Die Expedition ins Datengebirge ist ein harter Lernprozess, wie jede Expedition. Das Gebirge ist ziemlich zerklüftet, die Routenbeschreibungen detailliert, aber oft wenig hilfreich. Auf Schritt und Tritt begegnet man unbekannten Heinzelmännchen, die einen Eintrag sofort begutachten, verbessern, verschlimmbessern und im schlimmsten Fall gar zur Löschung empfehlen. Wer König ist in diesem Schattenreich, ist schwer auszumachen. Es gibt so genannte «Administratoren», die offenbar irgendwie gewählt werden, doch irgendwie funktioniert die Wikipedia-Demokratie wie der demokratischen Zentralismus der Kommunistischen Partei unter Stalin.
Nun gut, der Rentner hat Glück. Die meisten seiner Einträge sind vom unbekannten Zentralkomitee oder Schattenkabinett gnädigst für Wikipedia-würdig befunden und stehen gelassen worden.
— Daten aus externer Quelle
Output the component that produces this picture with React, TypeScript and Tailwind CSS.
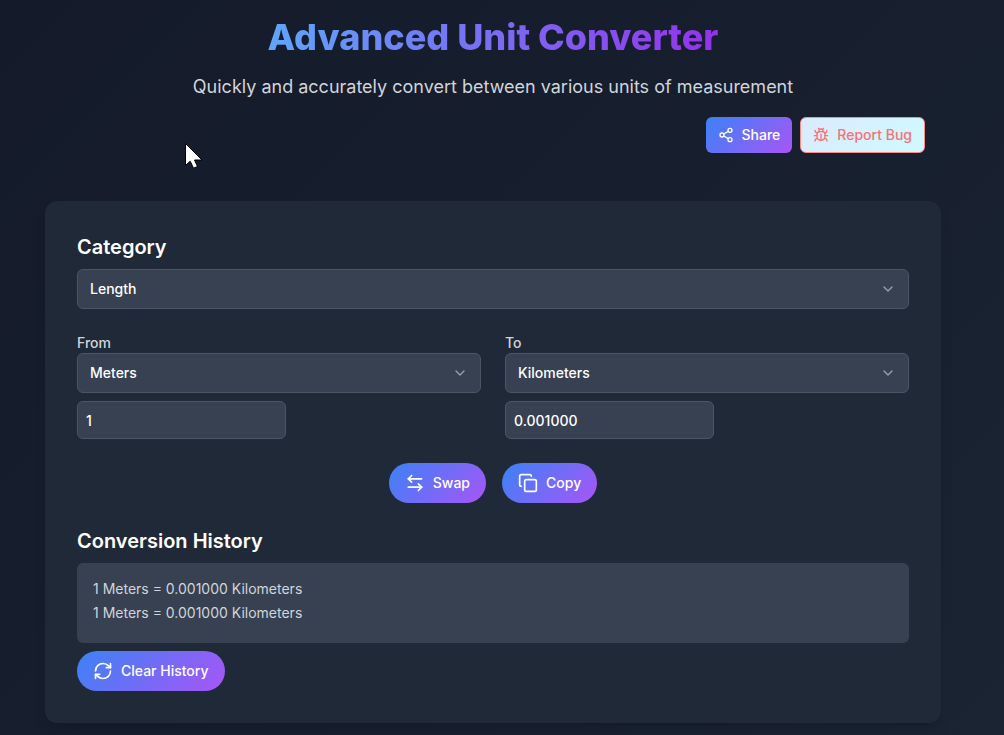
import { useState } from "react";
import { ArrowLeftRight, Bug, ChevronDown, Copy, RefreshCw, Share2 } from "lucide-react";

const lengthUnits: Record<string, number> = {
  Meters: 1,
  Kilometers: 1000,
  Centimeters: 0.01,
  Miles: 1609.344,
  Feet: 0.3048,
};

const brandFill = "bg-[linear-gradient(135deg,#3b82f6,#a855f7)] text-white";
const pill = `inline-flex h-10 items-center gap-2 rounded-full px-4 text-sm font-medium ${brandFill}`;
const field =
  "rounded-md border border-[#4b5563] bg-[#374151] text-sm font-medium text-white";

type PickerProps = {
  id: string;
  value: string;
  options: string[];
  onChange: (value: string) => void;
};

function Picker({ id, value, options, onChange }: PickerProps) {
  return (
    <div className="grid items-center">
      <select
        id={id}
        value={value}
        onChange={(e) => onChange(e.target.value)}
        className={`${field} col-start-1 row-start-1 h-10 w-full appearance-none px-3`}
      >
        {options.map((o) => (
          <option key={o}>{o}</option>
        ))}
      </select>
      <ChevronDown className="pointer-events-none col-start-1 row-start-1 mr-[13px] size-4 justify-self-end text-white opacity-50" />
    </div>
  );
}

export default function App() {
  const [category, setCategory] = useState("Length");
  const [from, setFrom] = useState("Meters");
  const [to, setTo] = useState("Kilometers");
  const [amount, setAmount] = useState("1");
  const [history, setHistory] = useState([
    "1 Meters = 0.001000 Kilometers",
    "1 Meters = 0.001000 Kilometers",
  ]);
  const units = Object.keys(lengthUnits);
  const result = ((Number(amount) * lengthUnits[from]) / lengthUnits[to]).toFixed(6);

  const swap = () => {
    setFrom(to);
    setTo(from);
  };

  return (
    <div className="min-h-screen bg-[linear-gradient(135deg,#141a29,#1a2433)] pt-4 pr-[18px] pb-3 font-['Inter',sans-serif] text-white">
      <div className="mx-auto max-w-4xl">
        <header className="px-4 text-center">
          <h1 className="mx-auto w-fit bg-[linear-gradient(to_right,#60a5fa,#9333ea)] bg-clip-text text-4xl leading-[42px] font-extrabold text-transparent">
            Advanced Unit Converter
          </h1>
          <p className="mt-[15px] text-lg leading-7 text-[#d1d5db]">
            Quickly and accurately convert between various units of measurement
          </p>
          <div className="mt-4 flex justify-end gap-2">
            <button
              className={`inline-flex h-9 items-center gap-2 rounded-md px-3 text-sm font-medium ${brandFill}`}
            >
              <Share2 className="size-4" />
              Share
            </button>
            <button className="inline-flex h-9 items-center gap-2 rounded-md border border-[#f98b8b] bg-[linear-gradient(135deg,#dbeafe,#cffafe)] px-3 text-sm font-medium text-[#f87171]">
              <Bug className="size-4" />
              Report Bug
            </button>
          </div>
        </header>

        <main className="mt-12 rounded-xl bg-[#1f2937] p-8 shadow-lg">
          <label htmlFor="category" className="mb-2 block text-xl leading-7 font-semibold">
            Category
          </label>
          <Picker id="category" value={category} options={["Length"]} onChange={setCategory} />

          <div className="mt-6 grid grid-cols-2 gap-6">
            <div>
              <label htmlFor="from" className="block text-sm font-medium text-[#d1d5db]">
                From
              </label>
              <Picker id="from" value={from} options={units} onChange={setFrom} />
              <input
                aria-label="Amount"
                value={amount}
                onChange={(e) => setAmount(e.target.value)}
                className={`${field} mt-2 block h-[38px] w-[209px] px-2`}
              />
            </div>
            <div>
              <label htmlFor="to" className="block text-sm font-medium text-[#d1d5db]">
                To
              </label>
              <Picker id="to" value={to} options={units} onChange={setTo} />
              <input
                aria-label="Result"
                readOnly
                value={result}
                className={`${field} mt-2 block h-[38px] w-[209px] px-2`}
              />
            </div>
          </div>

          <div className="mt-6 flex justify-center gap-4">
            <button className={pill} onClick={swap}>
              <ArrowLeftRight className="size-5" />
              Swap
            </button>
            <button className={pill} onClick={() => navigator.clipboard?.writeText(result)}>
              <Copy className="size-5" />
              Copy
            </button>
          </div>

          <h2 className="mt-6 text-xl leading-7 font-semibold">Conversion History</h2>
          <ul className="mt-2 rounded-md bg-[#374151] px-4 pt-3.5 pb-[18px] text-sm leading-6 text-[#d1d5db]">
            {history.map((line, i) => (
              <li key={i}>{line}</li>
            ))}
          </ul>
          <button className={`${pill} mt-2`} onClick={() => setHistory([])}>
            <RefreshCw className="size-5" />
            Clear History
          </button>
        </main>
      </div>
      <svg
        aria-hidden="true"
        viewBox="0 0 18 26"
        className="pointer-events-none absolute top-[143px] left-[185px] h-[26px] w-[18px]"
      >
        <path
          d="M.5 .5v22l4.700-4.300 3.300 7 4-1.700-3-6.500h7.500z"
          fill="#fff"
          stroke="#000"
          strokeWidth="1"
        />
      </svg>
    </div>
  );
}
Diskussionen gab es um «Goldende Zeitalter des Alpinismus», ein offenbar nicht so scharf definierter Begriff. Schwierig war auch der Berner Alpinist, Buchautor und Fotograf Willy Uttendoppler zu halten – da kam unerwarteter Support von Unbekannt. Gescheitert der Eintrag über den renommierten und hochinteressanten «Kletterclub Üetliberg». Um den legendären KCÜ tobte ein eigentlicher Cyberwar ob «relevant» oder «nicht relevant». Ganz bösartig schoss ein Gartenzwerg aus der Schweiz, der sich als Experte für Eisenbahnen outete. Also sicher kompetent für Fragen des Üetlibergs, da führt ja eine Bahn hoch. Ein hilfreicher Geist, vermutlich ein Sachse, fand dann eine salomonische Lösung. Wer sie erfahren will, der google!
Bild: Nicht «Wikipedia-relevant»: Mitglied des KCÜ beim Training.
Da findet sich hoffentlich irgendwann auch noch ein weiterer gewandter Rentner (oder aber ein Anchorman) aus dem Bärnbiet, fehlen doch auch zu Berner Alpingrössen wie Erich Friedli, Willy Richardet oder Paul Montandon Einträge auf Wikipedia!
Das hoffe ich allerings auch. Immerhin habe ich schon mal die Berne Willy Uttendoppler und Daniel Anker Wikipedia-verewigt.
Hoi Zaza. In der Bietschhorn-Monographie wäre zu diesen drei Herren schon mal etwas vorhanden. Ein Fall für ein beidseits der Alpen verregnetes Wochenende?
Ciao Marco,
beidseits der Alpen verregnet, gibt’s sowas noch? Dieses Jahr bisher nicht, glaube ich…vielleicht sieht man sich demnächst an der Vinschgauer Tafel, mjam!